For A Lost Soldier (Netherlands)
The movie opens with Jeroen, a choreographer who is putting up a number about love and passion. He then receives word that a person close to his heart died and he has to attend the funeral. On his return, he goes down memory lane and reminisce his life as a 12-year old in war-torn Amsterdam and how he is shipped to the Netherlands and placed in a foster home. When Amsterdam gets liberated by Canada, Jeroen meets one of the “Liberators.” Carl, a Canadian soldier in his late 20’s, takes interest in Jeroen, and later falls in love with him and the two enters a summer relationship.
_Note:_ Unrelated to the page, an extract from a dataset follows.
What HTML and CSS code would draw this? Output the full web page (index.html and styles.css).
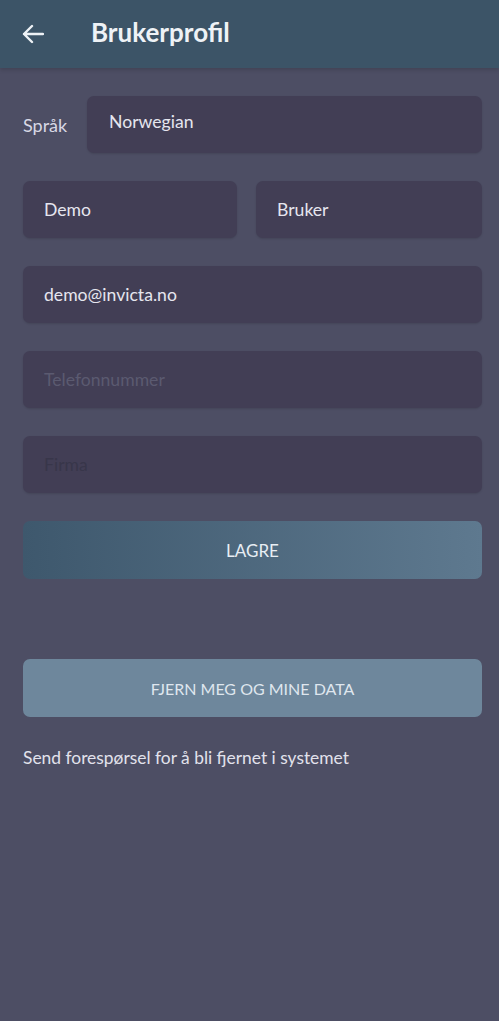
FILE: index.html
```html
<!DOCTYPE html>
<html>
  <head>
    <title>Brukerprofil</title>
    <link rel="stylesheet" href="styles.css">
  </head>
  <body>
    <div class="toolbar">
      <button class="back" aria-label="Tilbake">
        <svg width="22" height="20" viewBox="0 0 22 20">
          <path d="M21 10H2M10 2L2 10l8 8" fill="none" stroke="#eef2f6" stroke-width="2.4" stroke-linecap="round" stroke-linejoin="round"/>
        </svg>
      </button>
      <h1>Brukerprofil</h1>
    </div>

    <div class="profile">
      <div class="row">
        <label for="language">Språk</label>
        <div class="field select" id="language">Norwegian</div>
      </div>

      <div class="row split">
        <div class="field first">Demo</div>
        <div class="field">Bruker</div>
      </div>

      <div class="row">
        <div class="field">demo@invicta.no</div>
      </div>

      <div class="row">
        <div class="field placeholder">Telefonnummer</div>
      </div>

      <div class="row">
        <div class="field placeholder dark">Firma</div>
      </div>

      <button class="save">LAGRE</button>

      <button class="remove">FJERN MEG OG MINE DATA</button>

      <p class="note">Send forespørsel for å bli fjernet i systemet</p>
    </div>
  </body>
</html>
```

FILE: styles.css
```css
body {
  margin: 0;
  background-color: #4d4e64;
  font-family: Lato, "Open Sans", sans-serif;
  color: #e4e4ee;
}

.toolbar {
  display: flex;
  align-items: center;
  height: 68px;
  background-color: #3c5467;
  box-shadow: 0 2px 4px rgba(0, 0, 0, 0.15);
}

.back {
  display: flex;
  align-items: center;
  background: none;
  border: none;
  padding: 0 0 0 22px;
  margin-right: 47px;
  cursor: pointer;
}

.toolbar h1 {
  margin: 0;
  font-size: 26px;
  font-weight: 700;
  color: #eef2f6;
  padding-bottom: 4px;
}

.profile {
  padding: 28px 17px 0 23px;
  display: flex;
  flex-direction: column;
}

.row {
  display: flex;
  align-items: center;
  margin-bottom: 28px;
}

.row label {
  width: 64px;
  font-size: 18px;
  color: #d8d8e4;
}

.field {
  flex: 1;
  height: 57px;
  box-sizing: border-box;
  padding: 0 21px 0;
  display: flex;
  align-items: center;
  background-color: #423e55;
  border-radius: 7px;
  font-size: 17.6px;
  color: #e6e6ef;
  box-shadow: 0 1px 2px rgba(0, 0, 0, 0.12);
}

.field.select {
  padding: 0 22px 7px;
}

.split .first {
  flex: 0 0 214px;
  margin-right: 19px;
}

.placeholder {
  color: #5b5a70;
}

.placeholder.dark {
  color: #38364a;
}

.save,
.remove {
  height: 58px;
  border: none;
  border-radius: 7px;
  font-family: inherit;
  font-size: 16px;
  cursor: pointer;
}

.save {
  margin-top: 0;
  background: linear-gradient(to right, #3e586d, #5e798f);
  color: #e8eef4;
  font-size: 17px;
}

.remove {
  margin-top: 80px;
  background-color: #6e879c;
  color: #dfe6ee;
}

.note {
  margin: 30px 0 0;
  font-size: 17.4px;
  color: #e2e2ec;
}
```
The film treads dangerous ground by exploring the love between a grown man and a 12 year old boy smitten with experiencing his first love. Writer and director Ronald Kerbosch treated this with utmost care for it not to be exploitative but still allowing the characters to freely express themselves. The character of Jeroen did not speak English, which made their relationship esoteric and confined within their own rules and parameters. The love between Jeroen and Carl was sweet and innocent to a certain extent. Then comes the medium shot of Carl having (implied) anal sex with Jeroen. I think the director was intending it to be sweet with Carl whispering sweet nothings and taking care of Jeroen, sort of “guiding” him to the entire process. I wish there was more of a visual back story to Carl’s character for his falling in love with a younger boy be more grounded with a strong motive for the intimate scenes to be completely devoid of perversity. Moreover, the structure of the story relied heavily on the flashback which made the supposed coming-of-age theme lack foundation because there is nothing to anchor it to with the inadequate opening and premise.